Tahsiline devam ederken Şeyh Abdurrezâk kendisini imam olarak Kızıltepe’nin Belli köyüne göndermiş ve el-Bellî nisbesini de bu köyden dolayı almıştır. Burada aynı zamanda talebe de yetiştiren Şeyh İbrahim, tahsilini tamamlamadığından hocası Şeyh Abdurezak’ın yanına yürüyerek ders almaya gitmiştir. Üç yıl süren bu gidiş gelişleri boyunca bir taraftan talebelerine ders vermiş öbür taraftan hocasına gidip ondan ders almıştır. Üç yılın ardından hocası Şeyh Abdurrezâk’tan ilim icâzetini almıştır.248

İcâzetini aldıktan sonra tasavvufî terbiyesini de tamamlamak için hocası ile irtibatını koparmamıştır. Hocasının kendisine hilafet verdiğini ise hocasının vefatından sonra öğrenmiştir. Şeyh Abdurrezâk vefat etmeden önce kendisine hilafet verdiğini vasiyet etmiştir. Halîfeliğin getirdiği sorumluluğu yerine getirmek için Suriye’ye kadar uzanan irşad seferleri yapmıştır. İrşad faaliyetlerinin yanında aşiretler arasında çıkan sorunları ve kan davalarını önlemede de önemli rol almıştır.249

Şeyh İbrahim, talebelerine tasavvufi eğitimin önemine şu sözleri ile işaret etmiştir:

“Halka rehberlik edecek ve onların iki dünya saadetini temini için hizmet

edecek âlimlerin mutlaka irfanî bir eğitimden geçmiş olması lazımdır.”
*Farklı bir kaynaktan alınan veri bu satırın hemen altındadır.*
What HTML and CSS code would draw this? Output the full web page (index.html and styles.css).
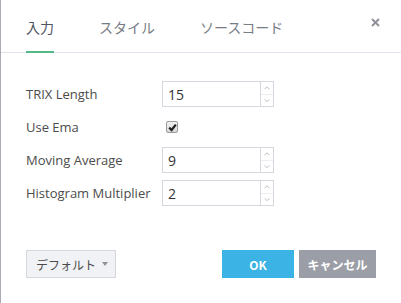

“Bilgi sahibi olmak için okumak lazım ama âlim olmak için bildiklerinize inanmanız ve onları yaşamanız lazım. Eğer okuduğunuz Peygamber ahlâkını

247 Yıldız, Seyda Şeyh İbrahim Faruki, ss. 23-26. 248 Yıldız, Seyda Şeyh İbrahim Faruki, ss. 26-34. 249 Yıldız, Seyda Şeyh İbrahim Faruki, s. 37.

69

hayatınıza nakşetmezseniz âlim olamazsınız. Belki bilgi sahibi bir insan olursunuz.”250

Şeyh İbrahim, irşad ve ilim tedrisatı ile geçen bir ömrün ardından 26 Şubat 2007’de vefat etmiştir.251

Şeyh İbrahim halîfe bırakmamıştır. Hizmet yaptığı köy olan Belli’de oğlu Molla Abbas hâlâ imamlık yapmaktadır.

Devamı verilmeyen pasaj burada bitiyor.